*Task description*.
Write out the material exactly. Do not include the pictures.

=== Information shown ===

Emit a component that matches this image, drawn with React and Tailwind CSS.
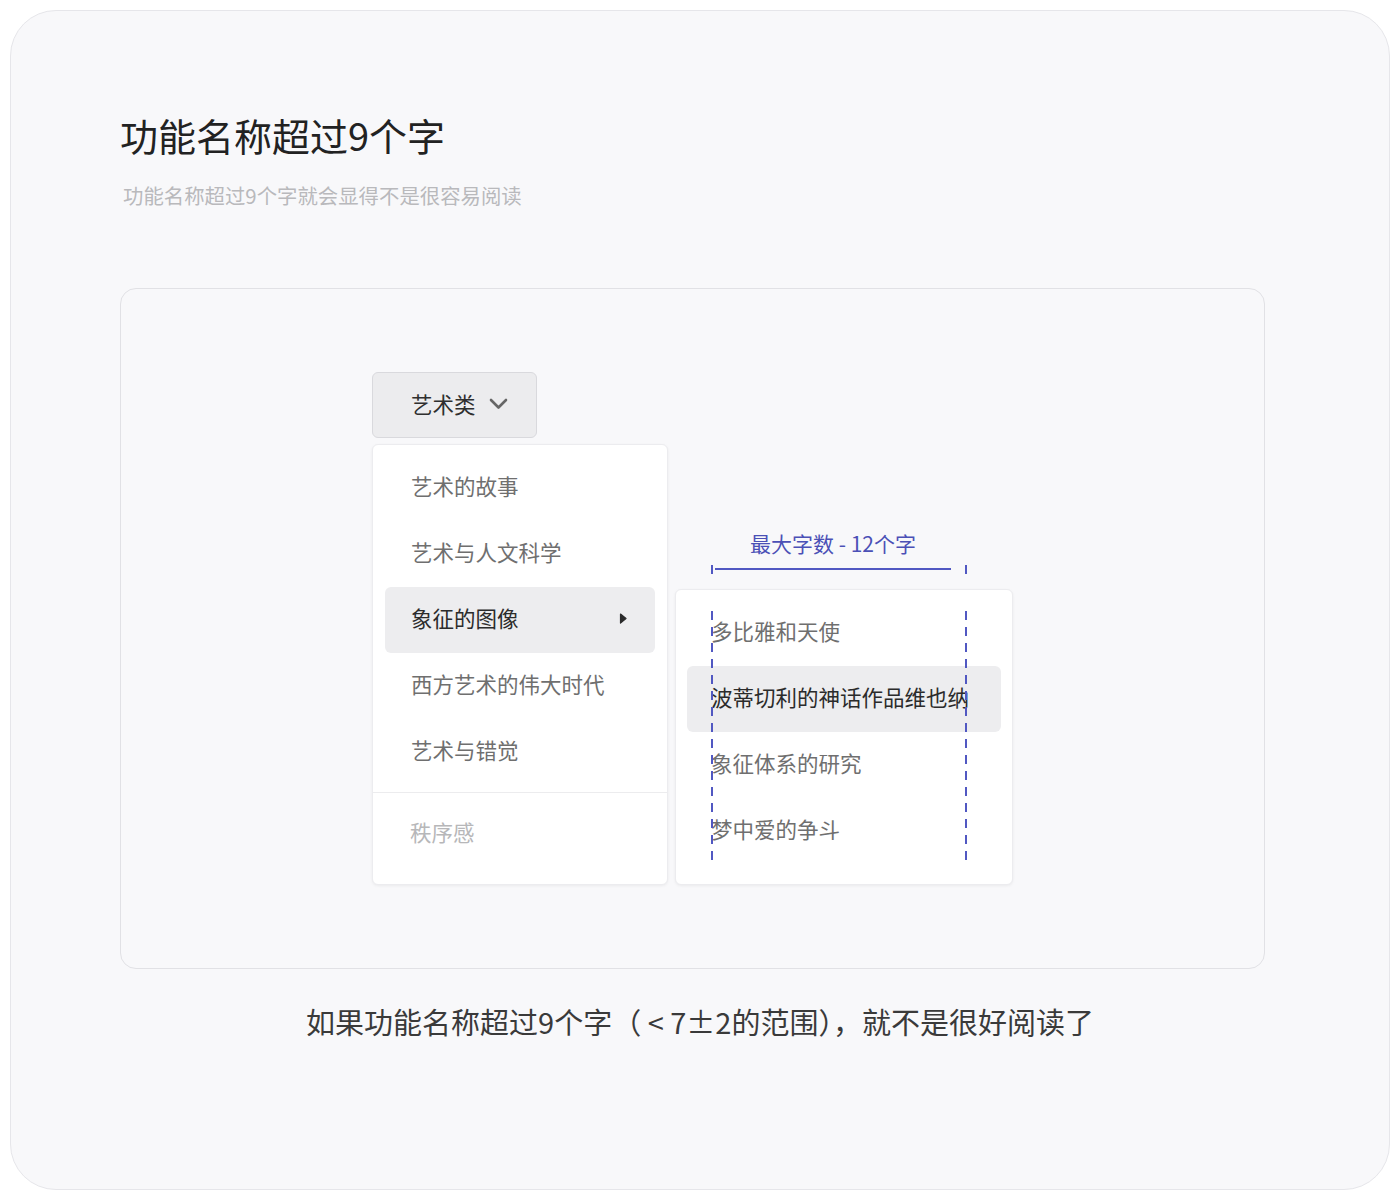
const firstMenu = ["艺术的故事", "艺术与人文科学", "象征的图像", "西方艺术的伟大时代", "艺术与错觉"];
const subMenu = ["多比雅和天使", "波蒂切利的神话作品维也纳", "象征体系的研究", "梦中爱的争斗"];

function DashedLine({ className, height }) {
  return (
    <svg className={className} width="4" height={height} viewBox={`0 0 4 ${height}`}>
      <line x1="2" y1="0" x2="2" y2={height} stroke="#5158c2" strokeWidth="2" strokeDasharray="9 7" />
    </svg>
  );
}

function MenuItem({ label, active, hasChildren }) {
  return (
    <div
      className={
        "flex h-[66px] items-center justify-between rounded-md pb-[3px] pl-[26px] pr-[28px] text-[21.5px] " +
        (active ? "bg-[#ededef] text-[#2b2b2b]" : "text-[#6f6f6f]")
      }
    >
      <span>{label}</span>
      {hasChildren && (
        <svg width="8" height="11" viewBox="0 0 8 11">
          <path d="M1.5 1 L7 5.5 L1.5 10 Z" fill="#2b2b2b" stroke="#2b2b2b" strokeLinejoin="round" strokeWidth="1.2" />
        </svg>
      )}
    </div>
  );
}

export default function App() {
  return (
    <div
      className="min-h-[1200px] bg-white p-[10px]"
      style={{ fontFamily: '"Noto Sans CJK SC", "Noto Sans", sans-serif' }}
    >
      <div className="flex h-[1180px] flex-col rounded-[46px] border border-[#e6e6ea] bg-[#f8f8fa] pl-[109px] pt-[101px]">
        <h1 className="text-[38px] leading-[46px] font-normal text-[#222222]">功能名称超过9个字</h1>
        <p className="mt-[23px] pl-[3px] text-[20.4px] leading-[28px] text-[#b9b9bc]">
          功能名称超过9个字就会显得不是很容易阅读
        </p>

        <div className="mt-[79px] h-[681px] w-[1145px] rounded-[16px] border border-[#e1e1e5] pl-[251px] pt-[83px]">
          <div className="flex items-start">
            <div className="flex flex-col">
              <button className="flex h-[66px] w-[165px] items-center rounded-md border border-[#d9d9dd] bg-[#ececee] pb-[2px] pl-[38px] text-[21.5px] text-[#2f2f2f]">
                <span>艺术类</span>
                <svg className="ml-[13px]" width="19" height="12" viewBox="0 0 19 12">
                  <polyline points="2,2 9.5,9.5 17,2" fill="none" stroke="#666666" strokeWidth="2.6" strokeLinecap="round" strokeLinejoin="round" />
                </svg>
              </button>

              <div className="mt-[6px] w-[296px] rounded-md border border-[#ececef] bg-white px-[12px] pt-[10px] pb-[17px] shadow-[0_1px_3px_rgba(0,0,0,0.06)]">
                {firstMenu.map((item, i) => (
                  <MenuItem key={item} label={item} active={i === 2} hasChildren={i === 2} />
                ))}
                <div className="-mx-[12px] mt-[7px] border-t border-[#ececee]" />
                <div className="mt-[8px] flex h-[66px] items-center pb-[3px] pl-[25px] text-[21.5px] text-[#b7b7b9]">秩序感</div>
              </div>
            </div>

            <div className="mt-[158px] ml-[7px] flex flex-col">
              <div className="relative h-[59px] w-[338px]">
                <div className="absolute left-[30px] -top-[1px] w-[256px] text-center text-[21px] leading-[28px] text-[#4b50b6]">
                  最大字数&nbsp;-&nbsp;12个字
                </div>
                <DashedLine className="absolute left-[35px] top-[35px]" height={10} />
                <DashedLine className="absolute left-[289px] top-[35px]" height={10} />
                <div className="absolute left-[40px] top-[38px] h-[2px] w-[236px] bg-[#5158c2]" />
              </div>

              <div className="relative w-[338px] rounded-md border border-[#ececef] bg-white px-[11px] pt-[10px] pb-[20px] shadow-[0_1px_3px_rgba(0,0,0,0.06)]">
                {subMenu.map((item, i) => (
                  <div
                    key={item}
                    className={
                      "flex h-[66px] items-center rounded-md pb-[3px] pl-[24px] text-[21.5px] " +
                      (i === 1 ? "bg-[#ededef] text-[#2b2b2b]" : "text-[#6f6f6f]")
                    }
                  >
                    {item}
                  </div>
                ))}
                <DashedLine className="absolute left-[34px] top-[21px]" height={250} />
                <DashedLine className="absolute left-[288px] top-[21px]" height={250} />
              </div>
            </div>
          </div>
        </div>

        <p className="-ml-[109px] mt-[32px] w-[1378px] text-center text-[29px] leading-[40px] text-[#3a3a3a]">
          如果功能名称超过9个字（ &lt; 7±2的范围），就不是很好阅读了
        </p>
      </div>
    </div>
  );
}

===

*Exercise result*.
Emit a component that matches this image, drawn with React and Tailwind CSS.
const firstMenu = ["艺术的故事", "艺术与人文科学", "象征的图像", "西方艺术的伟大时代", "艺术与错觉"];
const subMenu = ["多比雅和天使", "波蒂切利的神话作品维也纳", "象征体系的研究", "梦中爱的争斗"];

function DashedLine({ className, height }) {
  return (
    <svg className={className} width="4" height={height} viewBox={`0 0 4 ${height}`}>
      <line x1="2" y1="0" x2="2" y2={height} stroke="#5158c2" strokeWidth="2" strokeDasharray="9 7" />
    </svg>
  );
}

function MenuItem({ label, active, hasChildren }) {
  return (
    <div
      className={
        "flex h-[66px] items-center justify-between rounded-md pb-[3px] pl-[26px] pr-[28px] text-[21.5px] " +
        (active ? "bg-[#ededef] text-[#2b2b2b]" : "text-[#6f6f6f]")
      }
    >
      <span>{label}</span>
      {hasChildren && (
        <svg width="8" height="11" viewBox="0 0 8 11">
          <path d="M1.5 1 L7 5.5 L1.5 10 Z" fill="#2b2b2b" stroke="#2b2b2b" strokeLinejoin="round" strokeWidth="1.2" />
        </svg>
      )}
    </div>
  );
}

export default function App() {
  return (
    <div
      className="min-h-[1200px] bg-white p-[10px]"
      style={{ fontFamily: '"Noto Sans CJK SC", "Noto Sans", sans-serif' }}
    >
      <div className="flex h-[1180px] flex-col rounded-[46px] border border-[#e6e6ea] bg-[#f8f8fa] pl-[109px] pt-[101px]">
        <h1 className="text-[38px] leading-[46px] font-normal text-[#222222]">功能名称超过9个字</h1>
        <p className="mt-[23px] pl-[3px] text-[20.4px] leading-[28px] text-[#b9b9bc]">
          功能名称超过9个字就会显得不是很容易阅读
        </p>

        <div className="mt-[79px] h-[681px] w-[1145px] rounded-[16px] border border-[#e1e1e5] pl-[251px] pt-[83px]">
          <div className="flex items-start">
            <div className="flex flex-col">
              <button className="flex h-[66px] w-[165px] items-center rounded-md border border-[#d9d9dd] bg-[#ececee] pb-[2px] pl-[38px] text-[21.5px] text-[#2f2f2f]">
                <span>艺术类</span>
                <svg className="ml-[13px]" width="19" height="12" viewBox="0 0 19 12">
                  <polyline points="2,2 9.5,9.5 17,2" fill="none" stroke="#666666" strokeWidth="2.6" strokeLinecap="round" strokeLinejoin="round" />
                </svg>
              </button>

              <div className="mt-[6px] w-[296px] rounded-md border border-[#ececef] bg-white px-[12px] pt-[10px] pb-[17px] shadow-[0_1px_3px_rgba(0,0,0,0.06)]">
                {firstMenu.map((item, i) => (
                  <MenuItem key={item} label={item} active={i === 2} hasChildren={i === 2} />
                ))}
                <div className="-mx-[12px] mt-[7px] border-t border-[#ececee]" />
                <div className="mt-[8px] flex h-[66px] items-center pb-[3px] pl-[25px] text-[21.5px] text-[#b7b7b9]">秩序感</div>
              </div>
            </div>

            <div className="mt-[158px] ml-[7px] flex flex-col">
              <div className="relative h-[59px] w-[338px]">
                <div className="absolute left-[30px] -top-[1px] w-[256px] text-center text-[21px] leading-[28px] text-[#4b50b6]">
                  最大字数&nbsp;-&nbsp;12个字
                </div>
                <DashedLine className="absolute left-[35px] top-[35px]" height={10} />
                <DashedLine className="absolute left-[289px] top-[35px]" height={10} />
                <div className="absolute left-[40px] top-[38px] h-[2px] w-[236px] bg-[#5158c2]" />
              </div>

              <div className="relative w-[338px] rounded-md border border-[#ececef] bg-white px-[11px] pt-[10px] pb-[20px] shadow-[0_1px_3px_rgba(0,0,0,0.06)]">
                {subMenu.map((item, i) => (
                  <div
                    key={item}
                    className={
                      "flex h-[66px] items-center rounded-md pb-[3px] pl-[24px] text-[21.5px] " +
                      (i === 1 ? "bg-[#ededef] text-[#2b2b2b]" : "text-[#6f6f6f]")
                    }
                  >
                    {item}
                  </div>
                ))}
                <DashedLine className="absolute left-[34px] top-[21px]" height={250} />
                <DashedLine className="absolute left-[288px] top-[21px]" height={250} />
              </div>
            </div>
          </div>
        </div>

        <p className="-ml-[109px] mt-[32px] w-[1378px] text-center text-[29px] leading-[40px] text-[#3a3a3a]">
          如果功能名称超过9个字（ &lt; 7±2的范围），就不是很好阅读了
        </p>
      </div>
    </div>
  );
}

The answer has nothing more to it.